The seed of the entrepreneurial spirit is now rooted in my mind. The passion to challenge the status quo, the courage to practice my unique ideas, and the social responsibility to do something for the community is something I took away from this experience.


Describe a typical day in the life of your program.

We would work on polishing our business plan, make PowerPoint slideshows and complete revisions as necessary. Then we would go to see the professor in his office and have a 15-minute meeting out on the lawn while enjoying the sunshine. After that would be group discussions with our team members and then a short lunch.


What did you enjoy doing in your free time?

I enjoyed taking some excellent photographs, grabbing a beer at the pub and chatting with people that I met in these new places. I met some talented souls.


What was your accommodation like? What did you like best about it?

I lived eight miles away from Berkeley. But, to be honest, the distance was the only thing that upset me. My roommates were humorous and helpful, and the furniture was amazing!


What is one thing every participant should know before participating in your program?

Just remember: Don't live far away from campus. Also, the food in Berkeley is not that good— maybe because I am used to different food.


Now that you're home, how has your program abroad impacted your life?

The seed of the entrepreneurial spirit is now rooted in my mind. The passion to challenge the status quo, the courage to practice my unique ideas and the social responsibility to do something for the community is something I took away from this experience.


Would you recommend Berkeley Haas Global Access Program (BHGAP) to others? Why?

It was a really amazing program; I would highly recommend it to people who are considering being involved in the new-venture field, both on the entrepreneurial side and the investor side. Get to know people from different backgrounds and explore a better you!


What was the hardest part about studying abroad?

For most international students whose mother language is not English—especially languages that are very different from English—it is hard to follow along with conversations among peers in some casual settings. At first, I had to listen very carefully to understand what they said because they spoke so fast and used a lot of slang words. I had a hard time guessing what they really meant! But after you survive the first month (congratulations!), you are likely to get accustomed to this.

However, what serves as another obstacle is actually how to express yourself correctly and accurately. Sometimes you will find what you said in English is not what you actually meant to say. So the person you are talking to will sometimes be confused, especially when this person is also an international student from a different country or background.


View from the "Big C" on campus
View from the "Big C" on campus


What surprised you most about California?

The cost of living in California really shocked me a lot! Burgers were $10 USD before tax. It was so expensive! Also, I was surprised at the innovative environment in California. A large portion of the people that I met were very creative and were seriously thinking of starting a new business in three to five years, despite the high risks.
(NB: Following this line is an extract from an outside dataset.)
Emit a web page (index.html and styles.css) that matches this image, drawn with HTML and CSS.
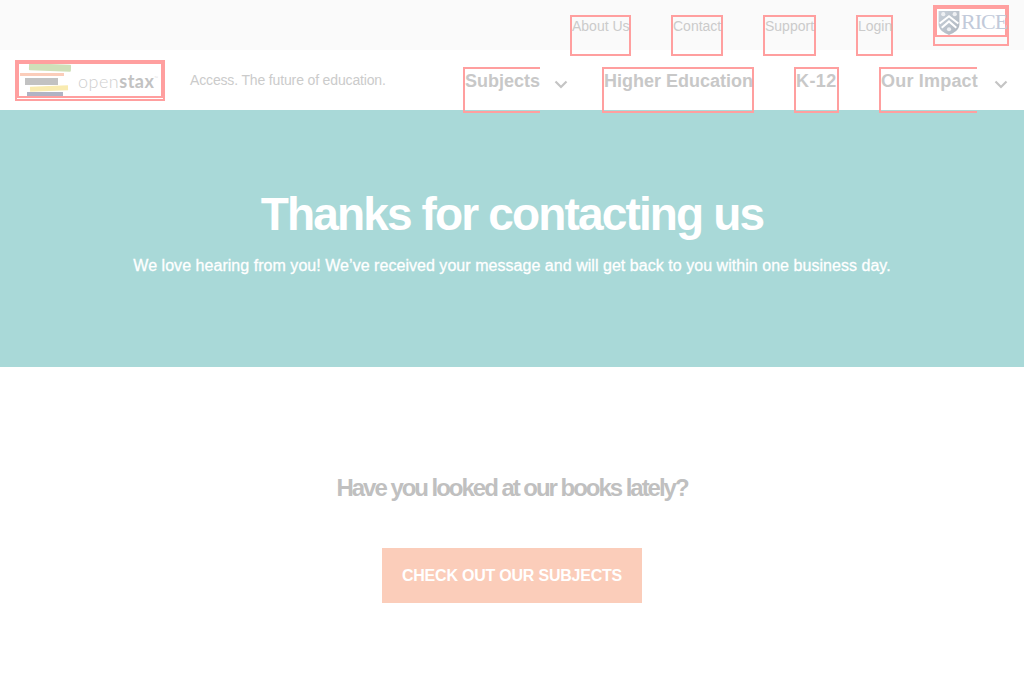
FILE: index.html
```html
<!DOCTYPE html>
<html lang="en">
<head>
<meta charset="utf-8">
<title>Thanks for contacting us</title>
<link rel="stylesheet" href="styles.css">
</head>
<body>
<header class="top-bar">
  <nav class="top-links">
    <a class="top-link about" href="#">About Us</a>
    <a class="top-link contact" href="#">Contact</a>
    <a class="top-link support" href="#">Support</a>
    <a class="top-link login" href="#">Login</a>
  </nav>
  <a class="rice" href="#">
    <span class="rice-img">
      <svg class="shield" width="22" height="25" viewBox="0 0 20 24">
        <defs><linearGradient id="sg" x1="0" y1="0" x2="1" y2="1"><stop offset="0" stop-color="#c9d1da"/><stop offset="1" stop-color="#aeb6bf"/></linearGradient></defs>
        <path d="M0 1h20v13c0 5-5 8-10 10C5 22 0 19 0 14z" fill="url(#sg)"/>
        <path d="M1 13l9-7 9 7M3 17l7-6 7 6" fill="none" stroke="#fff" stroke-width="2"/>
        <circle cx="4.500" cy="4" r="2" fill="#eef0f3"/><circle cx="15.500" cy="4" r="2" fill="#eef0f3"/><circle cx="10" cy="18.500" r="2" fill="#eef0f3"/>
      </svg>
      <span class="rice-word">RICE</span>
    </span>
  </a>
</header>
<div class="main-bar">
  <a class="logo" href="#">
    <span class="logo-img">
      <svg class="books" width="54" height="32" viewBox="0 0 54 32">
        <rect x="9" y="0" width="42" height="7" rx="1" fill="#cfe0b9" transform="rotate(2 30 3)"/>
        <rect x="0" y="9" width="44" height="3" fill="#fbcdba"/>
        <rect x="5" y="14" width="33" height="7" fill="#c2c2c2"/>
        <rect x="10" y="22" width="38" height="5" fill="#f9ebb0" transform="rotate(-2 29 24)"/>
        <rect x="7" y="28" width="36" height="4" fill="#b0b3c4"/>
      </svg>
      <span class="wordmark">open<b>stax</b><sup>™</sup></span>
    </span>
  </a>
  <span class="tagline">Access. The future of education.</span>
  <nav class="main-links">
    <a class="main-link open subjects" href="#">Subjects</a>
    <svg class="chev subjects-chev" width="14" height="9" viewBox="0 0 14 9"><path d="M1.500 1.500L7 7l5.500-5.500" fill="none" stroke="#c4c4c4" stroke-width="2.200"/></svg>
    <a class="main-link higher" href="#">Higher Education</a>
    <a class="main-link k12" href="#">K-12</a>
    <a class="main-link open impact" href="#">Our Impact</a>
    <svg class="chev impact-chev" width="14" height="9" viewBox="0 0 14 9"><path d="M1.500 1.500L7 7l5.500-5.500" fill="none" stroke="#c4c4c4" stroke-width="2.200"/></svg>
  </nav>
</div>
<section class="hero">
  <h1>Thanks for contacting us</h1>
  <p>We love hearing from you! We’ve received your message and will get back to you within one business day.</p>
</section>
<section class="cta">
  <h2>Have you looked at our books lately?</h2>
  <a class="button" href="#">CHECK OUT OUR SUBJECTS</a>
</section>
</body>
</html>
```
FILE: styles.css
```css
* { box-sizing: border-box; }
html, body { margin: 0; height: 100%; overflow: hidden; }
body { font-family: "Liberation Sans", Arial, sans-serif; background: #fff; color: #c2c2c2; }
a { color: inherit; text-decoration: none; }

.top-bar { height: 50px; background: #fafafa; display: flex; justify-content: flex-end; align-items: flex-start; padding: 5px 15px 0 0; position: relative; z-index: 1; }
.top-links { display: flex; gap: 40px; margin: 10px 40px 0 0; }
.top-link { height: 41px; border: 2px solid #ff9f9f; font-size: 14px; line-height: 17px; padding-top: 1px; color: #cbcbcb; white-space: nowrap; }
.about { width: 61px; }
.contact { width: 52px; }
.support { width: 53px; }
.login { width: 37px; }
.rice { display: block; width: 76px; height: 41px; border: 2px solid #ff9f9f; }
.rice-img { display: flex; align-items: center; height: 30px; border: 2px solid #ff9f9f; background: #fff; }
.shield { flex: none; margin-left: 1px; }
.rice-word { font-family: "Liberation Serif", serif; font-size: 22px; line-height: 26px; color: #c2cada; margin-left: 1px; letter-spacing: -1px; white-space: nowrap; }

.main-bar { height: 60px; background: #fff; display: flex; align-items: flex-start; padding: 10px 15px 0 15px; }
.logo { display: block; width: 150px; height: 41px; border: 2px solid #ff9f9f; flex: none; }
.logo-img { display: flex; align-items: center; height: 36px; border: 2px solid #ff9f9f; }
.books { flex: none; margin-left: 1px; }
.wordmark { font-family: Lato, "Liberation Sans", sans-serif; font-weight: 300; font-size: 18px; letter-spacing: 0.5px; color: #cfcfcf; margin: 1px 0 0 4px; white-space: nowrap; line-height: 20px; }
.wordmark b { font-weight: 700; color: #c2c2c2; }
.wordmark sup { font-size: 5px; vertical-align: 8px; line-height: 0; }
.tagline { font-size: 14px; line-height: 20px; color: #cbcbcb; margin: 10px 0 0 25px; white-space: nowrap; letter-spacing: -0.15px; }
.main-links { display: flex; align-items: flex-start; margin: 7px 1px 0 auto; position: relative; z-index: 2; }
.main-link { height: 46px; border: 2px solid #ff9f9f; font-size: 18px; font-weight: 700; line-height: 21px; padding-top: 2px; color: #c8c8c8; white-space: nowrap; }
.main-link.open { border-right: 0; }
.subjects { width: 77px; }
.higher { width: 152px; }
.k12 { width: 45px; margin-left: 40px; letter-spacing: 0.4px; }
.impact { width: 98px; margin-left: 40px; letter-spacing: 0.2px; }
.chev { flex: none; margin-top: 13px; }
.subjects-chev { margin-left: 14px; margin-right: 34px; }
.impact-chev { margin-left: 17px; }

.hero { height: 257px; background: #a9d9d8; color: #fff; text-align: center; padding-top: 76px; }
.hero h1 { margin: 0; font-size: 46px; line-height: 56px; font-weight: 700; letter-spacing: -1.85px; }
.hero p { margin: 13px 0 0; font-size: 16px; line-height: 22px; font-weight: 400; letter-spacing: 0.04px; -webkit-text-stroke: 0.3px #fff; }

.cta { display: flex; flex-direction: column; align-items: center; padding-top: 105px; }
.cta h2 { margin: 0; font-size: 24px; line-height: 32px; font-weight: 700; letter-spacing: -2.03px; color: #c0c0c0; }
.button { margin-top: 44px; width: 260px; height: 55px; background: #fbcdba; color: #fff; font-weight: 700; font-size: 16px; line-height: 55px; text-align: center; letter-spacing: -0.22px; }
```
I see their vigor and enthusiasm about wanting to try something new, do something different and challenge the status quo.


How difficult was it to communicate with locals?
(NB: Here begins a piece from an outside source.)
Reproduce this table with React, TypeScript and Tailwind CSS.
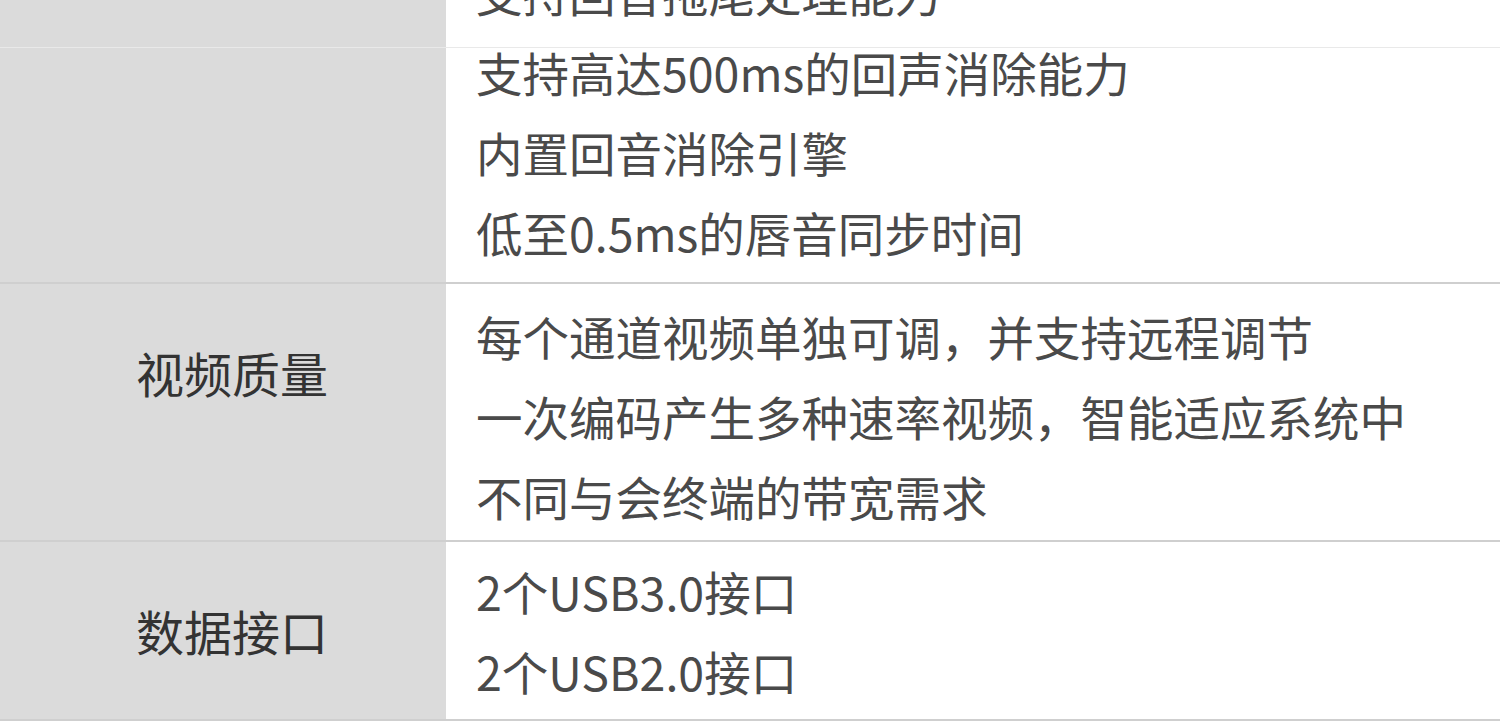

Frankly speaking, it depends on their accents. If you are talking to a new immigrant from Vietnam, it might be extremely difficult for us to communicate. We may just use body language or write down words and expressions on a phone. But if you are talking to people whose accent is similar to the TOEFL speaking accent, it was much easier.
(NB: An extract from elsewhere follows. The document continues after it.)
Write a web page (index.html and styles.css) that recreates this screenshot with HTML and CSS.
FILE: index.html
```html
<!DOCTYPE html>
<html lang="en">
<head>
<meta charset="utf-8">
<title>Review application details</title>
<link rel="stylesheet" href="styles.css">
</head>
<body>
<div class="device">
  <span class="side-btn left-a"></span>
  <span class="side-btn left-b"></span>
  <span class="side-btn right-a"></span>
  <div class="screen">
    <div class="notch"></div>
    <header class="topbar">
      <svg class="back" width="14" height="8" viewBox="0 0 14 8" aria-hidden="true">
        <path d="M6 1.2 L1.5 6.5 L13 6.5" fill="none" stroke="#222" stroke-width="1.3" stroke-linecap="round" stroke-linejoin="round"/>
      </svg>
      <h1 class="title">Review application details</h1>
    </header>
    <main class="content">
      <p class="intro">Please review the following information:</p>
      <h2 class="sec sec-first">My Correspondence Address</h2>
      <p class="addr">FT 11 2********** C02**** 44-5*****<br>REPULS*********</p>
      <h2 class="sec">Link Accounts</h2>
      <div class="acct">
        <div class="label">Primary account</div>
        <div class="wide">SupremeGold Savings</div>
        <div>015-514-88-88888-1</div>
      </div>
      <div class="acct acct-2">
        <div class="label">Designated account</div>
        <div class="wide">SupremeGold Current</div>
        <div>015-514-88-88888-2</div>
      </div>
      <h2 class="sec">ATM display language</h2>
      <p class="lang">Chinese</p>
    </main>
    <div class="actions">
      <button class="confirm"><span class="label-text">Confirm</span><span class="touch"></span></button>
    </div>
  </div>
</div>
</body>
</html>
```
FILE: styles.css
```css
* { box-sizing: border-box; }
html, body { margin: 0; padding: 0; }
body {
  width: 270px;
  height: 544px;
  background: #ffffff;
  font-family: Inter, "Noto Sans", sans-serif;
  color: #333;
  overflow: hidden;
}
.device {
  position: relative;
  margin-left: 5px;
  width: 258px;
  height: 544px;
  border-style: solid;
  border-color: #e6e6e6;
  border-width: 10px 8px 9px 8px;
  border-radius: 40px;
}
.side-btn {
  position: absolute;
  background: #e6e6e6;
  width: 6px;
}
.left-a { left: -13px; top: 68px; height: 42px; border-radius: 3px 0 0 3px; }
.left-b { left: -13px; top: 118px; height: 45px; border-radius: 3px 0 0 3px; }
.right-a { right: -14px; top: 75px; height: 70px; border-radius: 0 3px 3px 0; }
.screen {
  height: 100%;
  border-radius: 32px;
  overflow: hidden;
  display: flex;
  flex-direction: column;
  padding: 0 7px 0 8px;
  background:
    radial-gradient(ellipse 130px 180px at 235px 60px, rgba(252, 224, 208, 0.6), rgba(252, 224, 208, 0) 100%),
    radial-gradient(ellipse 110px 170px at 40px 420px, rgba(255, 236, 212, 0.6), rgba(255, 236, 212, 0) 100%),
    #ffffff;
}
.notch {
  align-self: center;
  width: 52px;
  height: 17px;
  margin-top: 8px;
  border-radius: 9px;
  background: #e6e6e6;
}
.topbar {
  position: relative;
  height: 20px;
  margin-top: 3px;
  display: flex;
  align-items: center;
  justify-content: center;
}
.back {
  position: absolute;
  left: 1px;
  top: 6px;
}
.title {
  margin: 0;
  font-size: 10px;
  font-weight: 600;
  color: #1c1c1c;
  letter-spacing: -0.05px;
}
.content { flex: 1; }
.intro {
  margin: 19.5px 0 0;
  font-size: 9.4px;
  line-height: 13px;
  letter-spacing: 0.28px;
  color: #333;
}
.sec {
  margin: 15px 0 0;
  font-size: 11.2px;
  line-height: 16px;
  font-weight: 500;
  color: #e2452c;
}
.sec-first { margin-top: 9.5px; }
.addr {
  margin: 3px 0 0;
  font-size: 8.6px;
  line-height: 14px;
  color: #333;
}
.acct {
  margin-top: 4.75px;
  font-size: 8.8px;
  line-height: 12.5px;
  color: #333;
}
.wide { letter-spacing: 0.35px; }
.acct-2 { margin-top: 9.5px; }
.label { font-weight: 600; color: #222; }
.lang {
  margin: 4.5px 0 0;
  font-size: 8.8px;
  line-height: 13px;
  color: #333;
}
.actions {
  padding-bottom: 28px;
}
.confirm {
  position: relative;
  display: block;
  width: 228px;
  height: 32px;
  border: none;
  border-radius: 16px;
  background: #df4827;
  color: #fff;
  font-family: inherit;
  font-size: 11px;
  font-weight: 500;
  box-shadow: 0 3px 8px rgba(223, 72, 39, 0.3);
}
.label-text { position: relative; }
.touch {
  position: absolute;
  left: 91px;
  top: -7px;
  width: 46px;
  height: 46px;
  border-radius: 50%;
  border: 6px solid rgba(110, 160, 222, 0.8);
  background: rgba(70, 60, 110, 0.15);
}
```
What is one thing you wish you would have known before studying abroad in the United States?

I wish some people who had already taken part in this program could have shared their experience with me. I mean, anything about the program or about life there would have been helpful. It could have helped me to have a basic idea of what life would be like in the coming semester and get accustomed to the life there much faster.


If you could study abroad again, where would you go?

I would choose the USA again. A semester is too short to fully explore this wonderful place. I wish I could stay there longer, for two years or more. A semester-exchange experience enabled me to scratch the surface of American culture, people and values, but I want to explore more deeply than that.


What do you feel is the biggest benefit of studying abroad?

When you communicate with people from different religions, races and regions, you find they have different accents, habits, cultures and values. Some are similar to me, some are not. But the most valuable lesson I picked up is to realize the diversity of the world and to respect those differences and not to judge them.


Do you have any tips for individuals headed to Berkeley?

1. Download Uber/Lyft on your phone before landing; taxis to Berkeley are extremely expensive.

2. Always wear a smile on your face. People in Berkeley like that.

3. Be active. This could help you find new friends and overcome homesickness.

4. Build a harmonious relationship with roommates and/or housemates. They may not be a very close friend, but don’t let the relationship tarnish your time there because then you won’t be able to enjoy your semester.

5. Be confident and passionate! Your experience here will be an unforgettable time in your life. Enjoy it!